WHAT THE EXERCISE ASKS.
Tally the lines holding "components" and state only that figure.

AVAILABLE DATA.
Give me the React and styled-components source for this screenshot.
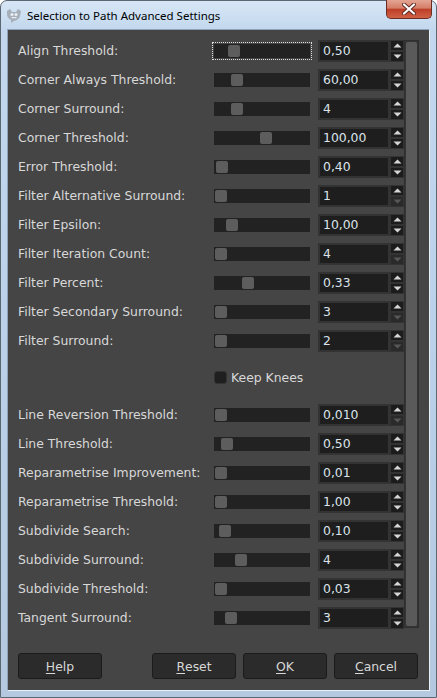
import styled, { createGlobalStyle } from "styled-components"

const GlobalStyle = createGlobalStyle`
  html, body { margin: 0; padding: 0; background: #fff; }
  body { font-family: "DejaVu Sans", "Liberation Sans", sans-serif; }
`

const rowsTop = [
  { label: "Align Threshold:", value: "0,50", pos: 14, focus: true },
  { label: "Corner Always Threshold:", value: "60,00", pos: 17 },
  { label: "Corner Surround:", value: "4", pos: 17 },
  { label: "Corner Threshold:", value: "100,00", pos: 46 },
  { label: "Error Threshold:", value: "0,40", pos: 2 },
  { label: "Filter Alternative Surround:", value: "1", pos: 1, atMin: true },
  { label: "Filter Epsilon:", value: "10,00", pos: 12 },
  { label: "Filter Iteration Count:", value: "4", pos: 1, atMin: true },
  { label: "Filter Percent:", value: "0,33", pos: 28 },
  { label: "Filter Secondary Surround:", value: "3", pos: 1, atMin: true },
  { label: "Filter Surround:", value: "2", pos: 1, atMin: true },
]

const rowsBottom = [
  { label: "Line Reversion Threshold:", value: "0,010", pos: 1, atMin: true },
  { label: "Line Threshold:", value: "0,50", pos: 7 },
  { label: "Reparametrise Improvement:", value: "0,01", pos: 1 },
  { label: "Reparametrise Threshold:", value: "1,00", pos: 1 },
  { label: "Subdivide Search:", value: "0,10", pos: 5 },
  { label: "Subdivide Surround:", value: "4", pos: 21 },
  { label: "Subdivide Threshold:", value: "0,03", pos: 1 },
  { label: "Tangent Surround:", value: "3", pos: 11 },
]

function Arrow({ up, disabled }) {
  return (
    <svg width="9" height="5" viewBox="0 0 9 5">
      <path
        d={up ? "M0.5 4.5 L4.5 0.5 L8.5 4.5 Z" : "M0.5 0.5 L4.5 4.5 L8.5 0.5 Z"}
        fill={disabled ? "#575757" : "#d6d6d6"}
      />
    </svg>
  )
}

function SettingRow({ label, value, pos, focus, atMin }) {
  return (
    <Row>
      <Label>{label}</Label>
      <Track $focus={focus}>
        <Thumb style={{ left: pos }} />
      </Track>
      <Spin>
        <Entry>{value}</Entry>
        <Steppers>
          <Step><Arrow up /></Step>
          <Step $dim={atMin}><Arrow disabled={atMin} /></Step>
        </Steppers>
      </Spin>
    </Row>
  )
}

function GimpIcon() {
  return (
    <svg width="18" height="16" viewBox="0 0 18 16">
      <path d="M2 4 L5 2 L7 5 L11 5 L13 2 L16 4 L15 9 Q14 13 9 14 L6 16 L6 13 Q2 11 2 7 Z" fill="#a7b0ba" />
      <circle cx="7" cy="7.5" r="1.6" fill="#e8edf2" />
      <circle cx="11" cy="7.5" r="1.6" fill="#e8edf2" />
      <rect x="6.5" y="10" width="5" height="1.2" fill="#e8edf2" />
    </svg>
  )
}

export default function App() {
  return (
    <>
      <GlobalStyle />
      <Window>
        <TitleBar>
          <GimpIcon />
          <Title>Selection to Path Advanced Settings</Title>
          <CloseButton>
            <svg width="14" height="12" viewBox="0 0 14 12">
              <path d="M2 1.5 L12 10.5 M12 1.5 L2 10.5" stroke="#5b2a22" strokeWidth="4" strokeLinecap="round" />
              <path d="M2 1.5 L12 10.5 M12 1.5 L2 10.5" stroke="#ffffff" strokeWidth="2.2" strokeLinecap="round" />
            </svg>
          </CloseButton>
        </TitleBar>
        <Content>
          <ScrollArea>
            <RowList>
              {rowsTop.map((r) => <SettingRow key={r.label} {...r} />)}
              <CheckRow>
                <Box />
                <CheckLabel>Keep Knees</CheckLabel>
              </CheckRow>
              {rowsBottom.map((r) => <SettingRow key={r.label} {...r} />)}
            </RowList>
            <Scrollbar>
              <ScrollThumb />
            </Scrollbar>
          </ScrollArea>
          <ButtonBar>
            <Button><u>H</u>elp</Button>
            <Spacer />
            <Button><u>R</u>eset</Button>
            <Button><u>O</u>K</Button>
            <Button><u>C</u>ancel</Button>
          </ButtonBar>
        </Content>
      </Window>
    </>
  )
}

const Window = styled.div`
  box-sizing: border-box;
  width: 437px;
  height: 698px;
  border: 1px solid #5b6773;
  border-radius: 7px 7px 0 0;
  background: linear-gradient(180deg, #d7e6f6 0px, #c3d8ee 28px, #bcd2ea 300px, #b4c9df 698px);
  padding-bottom: 6px;
  display: flex;
  flex-direction: column;
`
const TitleBar = styled.div`
  height: 28px;
  display: flex;
  align-items: center;
  padding-left: 4px;
  position: relative;
  svg { flex: none; }
`
const Title = styled.span`
  margin-left: 4px;
  font-family: "Noto Sans", "Liberation Sans", sans-serif;
  font-size: 11.5px;
  color: #000;
`
const CloseButton = styled.div`
  position: absolute;
  top: -1px;
  right: 4px;
  width: 46px;
  height: 19px;
  box-sizing: border-box;
  border: 1px solid #6b2c22;
  border-top: none;
  border-radius: 0 0 5px 5px;
  background: linear-gradient(180deg, #e4a594 0%, #d47e68 45%, #be3e28 52%, #cf6246 100%);
  display: flex;
  align-items: center;
  justify-content: center;
`
const Content = styled.div`
  flex: 1;
  margin: 0 6px;
  box-sizing: border-box;
  background: #454545;
  border: 1px solid #e9f0f8;
  border-color: #8fa3b8 #e9f0f8 #e9f0f8 #8fa3b8;
  padding: 6px 10px 0 10px;
  display: flex;
  flex-direction: column;
`
const ScrollArea = styled.div`
  display: flex;
  align-items: flex-start;
`
const RowList = styled.div`
  display: flex;
  flex-direction: column;
`
const Row = styled.div`
  height: 29px;
  display: flex;
  align-items: center;
`
const Label = styled.div`
  width: 196px;
  font-size: 12.4px;
  color: #d8d8d8;
  white-space: nowrap;
`
const Track = styled.div`
  position: relative;
  width: 96px;
  height: 14px;
  background: #222;
  outline: ${(p) => (p.$focus ? "1px dotted #e0e0e0" : "none")};
  outline-offset: 1px;
`
const Thumb = styled.div`
  position: absolute;
  top: 1px;
  width: 12px;
  height: 12px;
  border-radius: 2px;
  background: #5d5d5d;
`
const Spin = styled.div`
  margin-left: 8px;
  height: 22px;
  display: flex;
`
const Entry = styled.div`
  box-sizing: border-box;
  width: 72px;
  height: 22px;
  border: 2px solid #333;
  background: #1e1e1e;
  padding-left: 3px;
  font-size: 12.4px;
  line-height: 18px;
  color: #dbe3ea;
`
const Steppers = styled.div`
  width: 14px;
  display: flex;
  flex-direction: column;
`
const Step = styled.div`
  box-sizing: border-box;
  height: 11px;
  border: 1px solid #333;
  background: ${(p) => (p.$dim ? "#2a2a2a" : "#1c1c1c")};
  display: flex;
  align-items: center;
  justify-content: center;
`
const CheckRow = styled.div`
  height: 45px;
  display: flex;
  align-items: center;
  padding-left: 196px;
`
const Box = styled.div`
  width: 13px;
  height: 13px;
  box-sizing: border-box;
  border-radius: 3px;
  background: #1f1f1f;
  border: 1px solid #333;
`
const CheckLabel = styled.span`
  margin-left: 4px;
  font-size: 12.4px;
  color: #d8d8d8;
`
const Scrollbar = styled.div`
  margin-top: 4px;
  width: 15px;
  height: 588px;
  box-sizing: border-box;
  background: #353535;
  border: 1px solid #2e2e2e;
  padding: 1px;
`
const ScrollThumb = styled.div`
  height: 100%;
  border-radius: 2px;
  background: #5a5a5a;
`
const ButtonBar = styled.div`
  margin-top: 21px;
  display: flex;
  gap: 7px;
  padding-right: 1px;
`
const Spacer = styled.div`
  flex: 1;
`
const Button = styled.div`
  width: 84px;
  height: 26px;
  box-sizing: border-box;
  border: 1px solid #1b1b1b;
  border-radius: 3px;
  background: #2b2b2b;
  color: #d8d8d8;
  font-size: 12.4px;
  display: flex;
  align-items: center;
  justify-content: center;
  u { text-underline-offset: 2px; }
`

PROBLEM SOLUTION.
2